Daraufhin kommt es innerhalb der Behörde zu Szenen, die laut Breyer das “Vertrauen in eine gerechte und rechtsstaatliche Polizei” erschüttern würden: “Das Landeskriminalamt soll […] die ermittelnden Beamte mit allen Mitteln daran gehindert haben, diese in der Verfahrensakte vollständig zu protokollieren und vor Gericht zu bezeugen. Der Leiter des Rechtsreferats der Polizeiabteilung des Innenministeriums soll das Strafgericht in die Irre geführt haben. Die hochverdienten Kriminalbeamten, die das nicht hinnehmen wollten, sind massiv unter Druck gesetzt und schließlich gegen ihren Willen umgesetzt worden. Einer von ihnen erstattete Strafanzeige und Dienstaufsichtsbeschwerde gegen die Verantwortlichen – erfolglos. Der heutige Landespolizeidirektor Ralf Höhs, der selbst Gegenstand der Vorwürfe war, versuchte einen der Ermittler für psychisch dienstunfähig erklären zu lassen” (https://www.patrick-breyer.de/?p=570698). Nach mehr als einem Jahr hat der Parlamentarische Untersuchungssausschuss zu unglaubwürdigen Gedächtnislücken, Aussageverweigerungen, bizarren Verkleidungen, dem Streit über das Verwenden von Aussagen aus nicht-öffentlichen Anhörungen, der Diskussion um die als “Maulkorb” bezeichnete eingeschränkte Aussagegenehmigung etc. geführt, die Vorwürfe aber nicht hinreichend aufgeklärt. Selbst der frühere Landespolizeidirektor gab an, die polizeiinternen Ermittlungen seien auf eine “Mauer des Schweigens” gestoßen (https://www.ndr.de/nachrichten/schleswig-holstein/Rocker-Ausschuss-Neue-Vorwuerfe-und-ein-schwieriger-Zeuge,rocker884.html), einen Eindruck, den so manches Untersuchungsausschussmitglied auch von den zermürbenden Versuchen der Wahrheitsfindung in diesem Gremium bekam. Der CDU-Politiker und PUA-Vorsitzende Claus Christian Claussen kommt dennoch zu der verharmlosenden Einschätzung, es habe “den einen oder anderen Fehler gegeben”, Polizei und Staatsanwaltschaft seien aber “keine schwerwiegenden Vorwürfe zu machen” (https://www.kn-online.de/Nachrichten/Schleswig-Holstein/CDU-Mann-Claussen-sieht-in-Rockeraffaere-Vorwuerfe-teils-entkraeftet).
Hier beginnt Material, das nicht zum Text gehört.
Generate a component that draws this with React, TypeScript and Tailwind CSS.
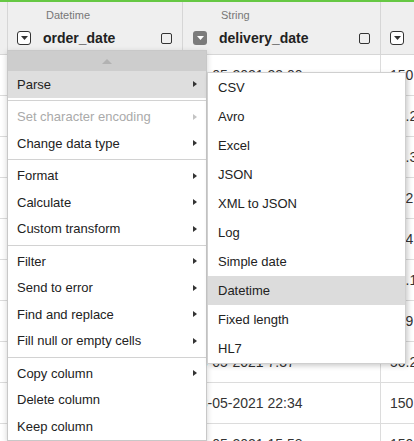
import React from 'react';

type Col = { type: string; name: string; icon: 'outline' | 'filled' };

const columns: Col[] = [
  { type: 'Datetime', name: 'order_date', icon: 'outline' },
  { type: 'String', name: 'delivery_date', icon: 'filled' },
];

// cells hidden behind the open menus are left empty
const rows = [
  ['', '16-05-2021 23:00', '150'],
  ['', '', '30.2'],
  ['', '', '80.3'],
  ['', '', '152'],
  ['', '', '124'],
  ['', '', '20.1'],
  ['', '', '139'],
  ['', '13-05-2021 7:37', '50.2'],
  ['', '13-05-2021 22:34', '150'],
  ['', '12-05-2021 15:58', '150'],
];

type Item = { label: string; sub?: boolean; disabled?: boolean; active?: boolean };

const menuGroups: Item[][] = [
  [{ label: 'Parse', sub: true, active: true }],
  [
    { label: 'Set character encoding', sub: true, disabled: true },
    { label: 'Change data type', sub: true },
  ],
  [
    { label: 'Format', sub: true },
    { label: 'Calculate', sub: true },
    { label: 'Custom transform', sub: true },
  ],
  [
    { label: 'Filter', sub: true },
    { label: 'Send to error', sub: true },
    { label: 'Find and replace', sub: true },
    { label: 'Fill null or empty cells', sub: true },
  ],
  [
    { label: 'Copy column', sub: true },
    { label: 'Delete column' },
    { label: 'Keep column' },
  ],
];

const parseItems = ['CSV', 'Avro', 'Excel', 'JSON', 'XML to JSON', 'Log', 'Simple date', 'Datetime', 'Fixed length', 'HL7'];

const DropIcon = ({ variant }: { variant: 'outline' | 'filled' }) =>
  variant === 'filled' ? (
    <div className="w-[14px] h-[14px] rounded-[3px] bg-[#7b7b7b] flex items-center justify-center shrink-0">
      <svg width="7" height="4" viewBox="0 0 7 4">
        <polygon points="0,0 7,0 3.5,4" fill="#ffffff" />
      </svg>
    </div>
  ) : (
    <div className="w-[14px] h-[14px] rounded-[3px] border-[1.5px] border-[#333] bg-white flex items-center justify-center shrink-0">
      <svg width="7" height="4" viewBox="0 0 7 4">
        <polygon points="0,0 7,0 3.5,4" fill="#333333" />
      </svg>
    </div>
  );

const Checkbox = () => <div className="w-[11px] h-[11px] rounded-[2px] border border-[#333] shrink-0"></div>;

const Arrow = ({ disabled }: { disabled?: boolean }) => (
  <svg width="4" height="6" viewBox="0 0 4 6">
    <polygon points="0,0 4,3 0,6" fill={disabled ? '#c4c4c4' : '#333333'} />
  </svg>
);

const HeaderCell = ({ col, width, pl }: { col: Col; width: string; pl: string }) => (
  <div className={`${width} shrink-0 border-r border-[#d6d6d6] flex flex-col`}>
    <div className="pl-[38px] pt-[7px] text-[11px] leading-[13px] text-[#777]">{col.type}</div>
    <div className={`mt-[7px] h-[18px] flex items-center ${pl} pr-[10px]`}>
      <DropIcon variant={col.icon} />
      <span className="ml-[12px] text-[14px] font-bold text-[#222] leading-[18px]">{col.name}</span>
      <div className="ml-auto">
        <Checkbox />
      </div>
    </div>
  </div>
);

export default function App() {
  return (
    <div className="relative w-[414px] h-[441px] overflow-hidden bg-white" style={{ fontFamily: '"Liberation Sans", Arial, sans-serif' }}>
      {/* Table */}
      <div className="border-t-2 border-[#66c844]">
        <div className="flex h-[53px] bg-[#efefef] border-b border-[#d6d6d6]">
          <div className="w-[8px] shrink-0 border-r border-[#d6d6d6]"></div>
          <HeaderCell col={columns[0]} width="w-[175px]" pl="pl-[9px]" />
          <HeaderCell col={columns[1]} width="w-[198px]" pl="pl-[10px]" />
          <div className="flex-1 flex flex-col">
            <div className="h-[20px]"></div>
            <div className="mt-[7px] h-[18px] flex items-center pl-[9px]">
              <DropIcon variant="outline" />
            </div>
          </div>
        </div>
        {rows.map((r, i) => (
          <div key={i} className="flex h-[41px] border-b border-[#dcdcdc] text-[14px] text-[#333]">
            <div className="w-[8px] shrink-0 border-r border-[#dcdcdc]"></div>
            <div className="w-[175px] shrink-0 border-r border-[#dcdcdc] flex items-center pl-[9px]">{r[0]}</div>
            <div className="w-[198px] shrink-0 border-r border-[#dcdcdc] flex items-center pl-[9px] whitespace-nowrap">{r[1]}</div>
            <div className="flex-1 flex items-center pl-[9px] whitespace-nowrap">{r[2]}</div>
          </div>
        ))}
      </div>

      {/* Column menu */}
      <div className="absolute left-[7px] top-[50px] w-[200px] bg-white border border-[#c8c8c8] shadow-[0_2px_6px_rgba(0,0,0,0.18)] z-10 text-[13px] text-[#222]">
        <div className="h-[20px] bg-[#cdcdcd] flex items-center justify-center">
          <svg width="10" height="5" viewBox="0 0 10 5">
            <polygon points="0,5 10,5 5,0" fill="#b2b2b2" />
          </svg>
        </div>
        {menuGroups.map((group, gi) => (
          <div key={gi}>
            {gi > 0 && <div className="h-px my-[2.5px] bg-[#d2d2d2]"></div>}
            {group.map((item) => (
              <div
                key={item.label}
                className={`h-[26.5px] flex items-center justify-between pl-[9px] pr-[9px] ${item.active ? 'bg-[#dedede]' : ''} ${item.disabled ? 'text-[#aaaaaa]' : ''}`}
              >
                <span>{item.label}</span>
                {item.sub && <Arrow disabled={item.disabled} />}
              </div>
            ))}
          </div>
        ))}
      </div>

      {/* Parse submenu */}
      <div className="absolute left-[207px] top-[72px] w-[199px] bg-white border border-[#cfcfcf] shadow-[2px_2px_5px_rgba(0,0,0,0.2)] z-20 text-[13px] text-[#222]">
        {parseItems.map((label) => (
          <div key={label} className={`h-[29px] flex items-center pl-[10px] ${label === 'Datetime' ? 'bg-[#dcdcdc]' : ''}`}>
            {label}
          </div>
        ))}
      </div>
    </div>
  );
}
Dass bei der Polizei im Zuge der Ermittlungen zur Aufklärung des Subway-Überfalls tatsächlich schwerwiegende Pannen passiert sind, bzw. dass diese vermeintlichen Pannen eventuell auch intendiert waren und dem Schutz von V-Personen dienten, soll im Kapitel Subway aufgezeigt werden.